Barney especially liked to support scientific enterprises he deemed worthy but, in some cases, neglected, especially if they might contribute to understanding and discovery of life in the universe. He made major contributions to the Exploratorium, the Monterey Bay Aquarium, and the San Francisco State University/Marine World Dolphin Communications Project. Among his largest gifts was one to the Allegheny Observatory at the University of Pittsburgh to allow the upgrading of the lens of its largest telescope, which was being used to search for extrasolar planetary systems. Another was a $200,000 challenge grant to the Monterey Institute for Research in Astronomy (MIRA), which used the funds to build a high-quality observatory at Chew's Ridge, near Carmel, which was named the "Oliver Station" in honor of Barney.

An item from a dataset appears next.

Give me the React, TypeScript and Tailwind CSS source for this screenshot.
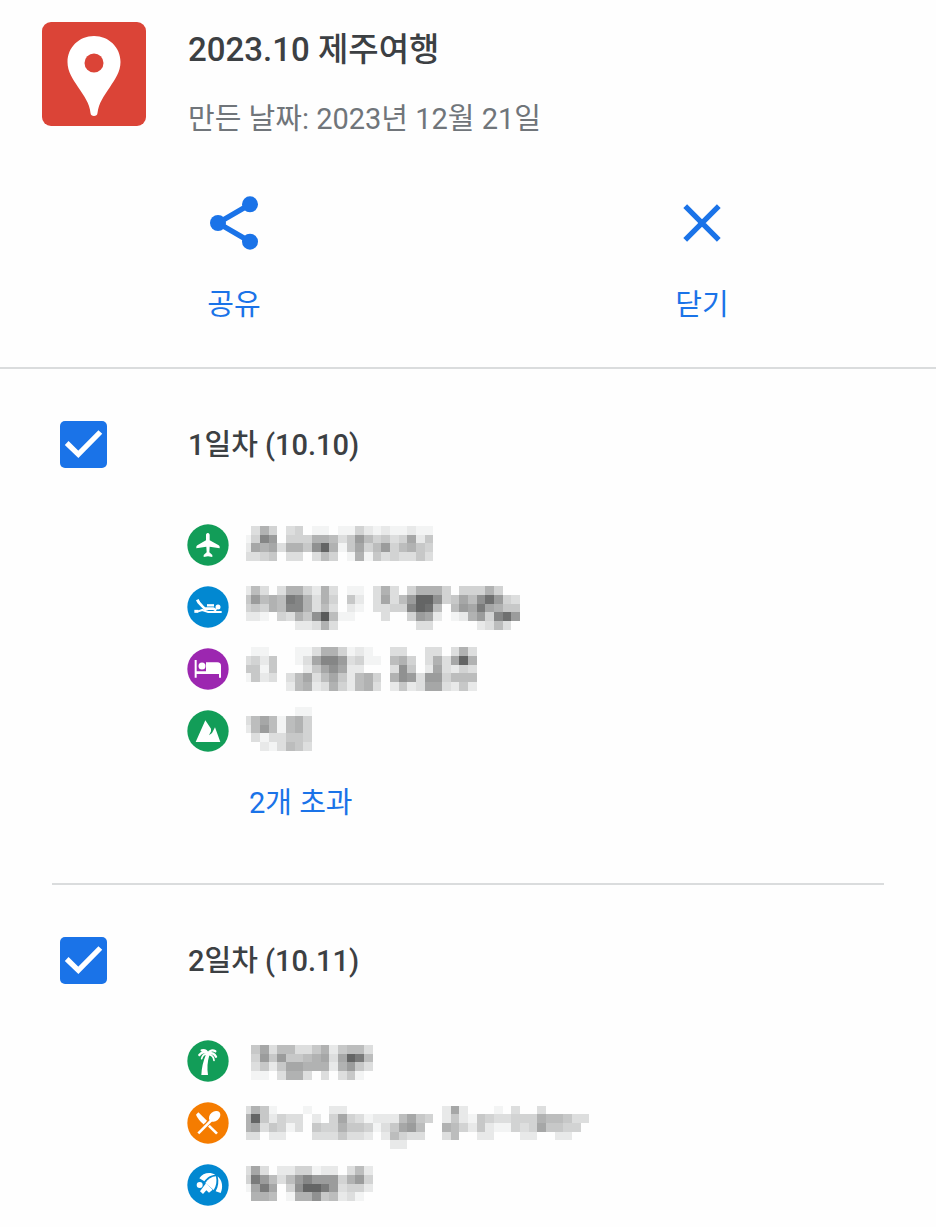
import React, { useState } from "react";

type IconName = "plane" | "swim" | "bed" | "mountain" | "palm" | "food" | "beach";

interface Place {
  icon: IconName;
  color: string;
  top: number;
  rows: string[];
}

interface Day {
  id: string;
  title: string;
  places: Place[];
  more?: string;
}

const days: Day[] = [
  {
    id: "day-1",
    title: "1일차 (10.10)",
    more: "2개 초과",
    places: [
      {
        icon: "plane",
        color: "#129d58",
        top: -57,
        rows: [
          "0374034011011421211211",
          "14b9044477635964534825",
          "28783775ae715846946754",
          "3345033036401715343353",
        ],
      },
      {
        icon: "swim",
        color: "#0288d1",
        top: -62,
        rows: [
          "26303774273011037304777404447400",
          "59676cb7374052038369eea4586ad943",
          "45476bb736302103344bed60698c8755",
          "22104375af6110003004982012794bd9",
          "00000022373000000000330000023630",
        ],
      },
      {
        icon: "bed",
        color: "#9c27b0",
        top: -65,
        rows: [
          "011000113774121003300330373",
          "342500138bb93411067403738e7",
          "5515000258a8220003a50283243",
          "152303683685267407a93994666",
          "000002672374267302523883252",
        ],
      },
      {
        icon: "mountain",
        color: "#129d58",
        top: -71,
        rows: ["00000011", "36861674", "26961674", "03133554", "00213653"],
      },
    ],
  },
  {
    id: "day-2",
    title: "2일차 (10.11)",
    places: [
      {
        icon: "palm",
        color: "#129d58",
        top: -48,
        rows: ["058366335725663", "049595567838ec6", "035258877727953", "011037730303510"],
      },
      {
        icon: "food",
        color: "#f57c00",
        top: -52,
        rows: [
          "3751000100220000000000028200010300300000",
          "7e52433020484312226854025215433444766533",
          "7835413054475541358960076425211434855440",
          "3302200033353320264330036002200022002200",
          "0000000000000000022000000000000000000000",
        ],
      },
      {
        icon: "beach",
        color: "#0288d1",
        top: -56,
        rows: ["383022441220362", "4c96369b9994794", "18c804aeec93442", "07760177a562310"],
      },
    ],
  },
];

const glyphs: Record<IconName, React.ReactNode> = {
  plane: (
    <path
      fill="#fff"
      d="M63 27c3 0 5 3 5 6v16l27 15q3 2 3 4v5L68 68l-1 17 9 8v6l-13-2-13 2v-6l9-8-1-17-30 5v-5q0-2 3-4l26-15V33c0-3 2-6 5-6z"
    />
  ),
  swim: (
    <g fill="none" stroke="#fff">
      <path strokeWidth="9" d="M29 47l8-4" />
      <path strokeWidth="8" strokeLinejoin="round" d="M34 48l13 14 6 6h26l9 5" />
      <path strokeWidth="7" d="M60 58h21" />
      <path strokeWidth="9" d="M22 76h12" />
      <path strokeWidth="6" strokeLinejoin="round" d="M33 76l13-4 18 6h40" />
      <circle cx="93" cy="63" r="7.5" fill="#fff" stroke="none" />
    </g>
  ),
  bed: (
    <g fill="#fff">
      <path d="M23 36h6v34h28V43h34q11 0 11 11v35h-6V78H29v11h-6z" />
      <circle cx="45" cy="54" r="10.500" />
    </g>
  ),
  mountain: (
    <path fill="#fff" d="M26 96l29-65 17 25 0 8-6 12 9-7 9-17 16 44z" />
  ),
  palm: (
    <g fill="none" stroke="#fff" strokeLinecap="round">
      <path fill="#fff" stroke="none" d="M43 105c1-22 5-39 14-62l10 3c-6 20-7 39-4 59z" />
      <path strokeWidth="7" d="M62 42c-9-8-18-6-25 3M63 41c-4-9-11-12-19-10M63 41c5-10 14-12 22-7M65 42c10-5 18-1 22 8" />
      <path strokeWidth="5" d="M62 43c-10-2-16 4-18 13M66 44c9 1 14 8 15 17" />
    </g>
  ),
  food: (
    <g fill="none" stroke="#fff">
      <path fill="#fff" stroke="none" d="M27 38l7-7 26 25-9 12q-18-15-24-30z" />
      <path strokeWidth="8" d="M53 59l37 36" />
      <path stroke="#f57c00" strokeWidth="14" d="M68 59L54 73" />
      <path strokeWidth="8" d="M78 50L34 94" />
      <ellipse cx="83" cy="43" rx="19" ry="14" fill="#fff" stroke="none" transform="rotate(-40 83 43)" />
    </g>
  ),
  beach: (
    <g fill="#fff">
      <path d="M37 43C47 27 68 23 85 32 71 33 59 41 52 52z" />
      <path d="M87 37c3 15 1 29-7 41L55 57C63 45 74 38 87 37z" />
      <path d="M92 37c14 13 17 32 9 50l-15-5c8-14 10-29 6-45z" />
      <path d="M57 58l20 19-11 9-8-7-10 11-9-8z" />
      <circle cx="38" cy="63" r="9" />
    </g>
  ),
};

function PlaceIcon({ name, color }: { name: IconName; color: string }) {
  return (
    <svg className="size-[42px] shrink-0" viewBox="0 0 126 126" aria-hidden="true">
      <circle cx="63" cy="63" r="62" fill={color} />
      {glyphs[name]}
    </svg>
  );
}

const CELL = 26;
const FIRST = 16;

/* A place name hidden behind grey blocks; each hex digit is the darkness of one block. */
function Mosaic({ rows, top }: { rows: string[]; top: number }) {
  const width = FIRST + (rows[0].length - 1) * CELL;
  return (
    <svg
      className="h-[42px] w-auto shrink-0 overflow-visible"
      viewBox={`0 -63 ${width} 126`}
      shapeRendering="crispEdges"
      aria-hidden="true"
    >
      {rows.flatMap((row, y) =>
        row.split("").map((digit, x) => {
          const level = parseInt(digit, 16);
          if (level === 0) return null;
          const tone = 254 - level * 11;
          return (
            <rect
              key={`${x}-${y}`}
              x={x === 0 ? 0 : FIRST + (x - 1) * CELL}
              y={top + y * CELL}
              width={x === 0 ? FIRST : CELL}
              height={CELL}
              fill={`rgb(${tone},${tone + 1},${tone + 1})`}
            />
          );
        })
      )}
    </svg>
  );
}

function DaySection({ day }: { day: Day }) {
  const [checked, setChecked] = useState(true);
  return (
    <section className="pt-[52px] pb-[60px]">
      <div className="flex items-center pl-2">
        <span className="relative flex size-[47px] shrink-0">
          <input
            id={day.id}
            type="checkbox"
            checked={checked}
            onChange={(e) => setChecked(e.target.checked)}
            className="size-full appearance-none rounded-[5px] border-4 border-[#5f6368] checked:border-0 checked:bg-[#1a73e8]"
          />
          {checked && (
            <svg className="pointer-events-none absolute inset-0 size-full" viewBox="0 0 141 141" aria-hidden="true">
              <path d="M20 66l35 34 66-67" fill="none" stroke="#fff" strokeWidth="16" />
            </svg>
          )}
        </span>
        <label htmlFor={day.id} className="ml-[81px] text-[29px] leading-10 font-medium text-[#3c4043]">
          {day.title}
        </label>
      </div>
      <ul className="mt-[56px] ml-[135px] flex flex-col gap-5">
        {day.places.map((place, i) => (
          <li key={i} className="flex items-center gap-[17px]">
            <PlaceIcon name={place.icon} color={place.color} />
            <Mosaic rows={place.rows} top={place.top} />
          </li>
        ))}
      </ul>
      {day.more && (
        <button type="button" className="mt-[31px] ml-[197px] block text-[29px] leading-10 text-[#1a73e8]">
          {day.more}
        </button>
      )}
    </section>
  );
}

export default function App() {
  return (
    <main className="bg-[#fefefe] font-['Roboto','Noto_Sans_CJK_KR',sans-serif]">
      <header className="border-b-2 border-[#dadcdd]">
        <div className="flex gap-[42px] px-[42px] pt-[22px]">
          <svg className="size-[104px] shrink-0" viewBox="0 0 104 104" aria-hidden="true">
            <rect width="104" height="104" rx="9" fill="#db4437" />
            <path
              fill="#fff"
              d="M52 14c15 0 26.500 11.500 26.500 26 0 10-5.500 17-10.500 25-6 9-11.500 16-12.500 26-.3 2.200-1.500 3-3.500 3s-3.200-.8-3.500-3c-1-10-6.500-17-12.500-26-5-8-10.500-15-10.500-25C25.500 25.500 37 14 52 14z"
            />
            <circle cx="52" cy="41" r="9.500" fill="#db4437" />
          </svg>
          <div>
            <h1 className="mt-[6px] text-[33px] leading-[44px] font-medium text-[#3c4043]">2023.10 제주여행</h1>
            <p className="mt-[27px] text-[29px] leading-10 text-[#70757a]">만든 날짜: 2023년 12월 21일</p>
          </div>
        </div>
        <div className="mt-[52px] grid grid-cols-2 justify-items-center pb-[42px] text-[29px] leading-10 text-[#1a73e8]">
          <button type="button" className="flex flex-col items-center gap-[30px]">
            <svg className="size-16" viewBox="0 0 24 24" fill="currentColor" aria-hidden="true">
              <path d="M18 5L6 12l12 7" fill="none" stroke="currentColor" strokeWidth="2" />
              <circle cx="18" cy="5" r="3" />
              <circle cx="6" cy="12" r="3" />
              <circle cx="18" cy="19" r="3" />
            </svg>
            공유
          </button>
          <button type="button" className="flex flex-col items-center gap-[30px]">
            <svg className="size-16" viewBox="0 0 24 24" fill="none" stroke="currentColor" strokeWidth="2" aria-hidden="true">
              <path d="M5.700 5.700l12.600 12.600M18.300 5.700L5.700 18.300" />
            </svg>
            닫기
          </button>
        </div>
      </header>
      <div className="divide-y-2 divide-[#dadcdd] px-[52px]">
        {days.map((day) => (
          <DaySection key={day.id} day={day} />
        ))}
      </div>
    </main>
  );
}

Barney was widely known and admired for his strong communications skills, a trait Barney attributed to his mother, a teacher who instilled in him at an early age a reverence for proper grammar. As a result, his scientific papers were models of clarity, his conversations terse and to the point. In short, he believed that clear, concise communication was important to success, whether the communication be with humans, dolphins, or people of other stars. As one final bequest to humanity, just before he died Barney finished the manuscript of a book detailing the fine points of English grammar and why they in fact ensure clarity in communication.
Barney Oliver's cornucopia of intellectual and practical gifts to the world, as well as his personal example, will continue to enrich us far into the future.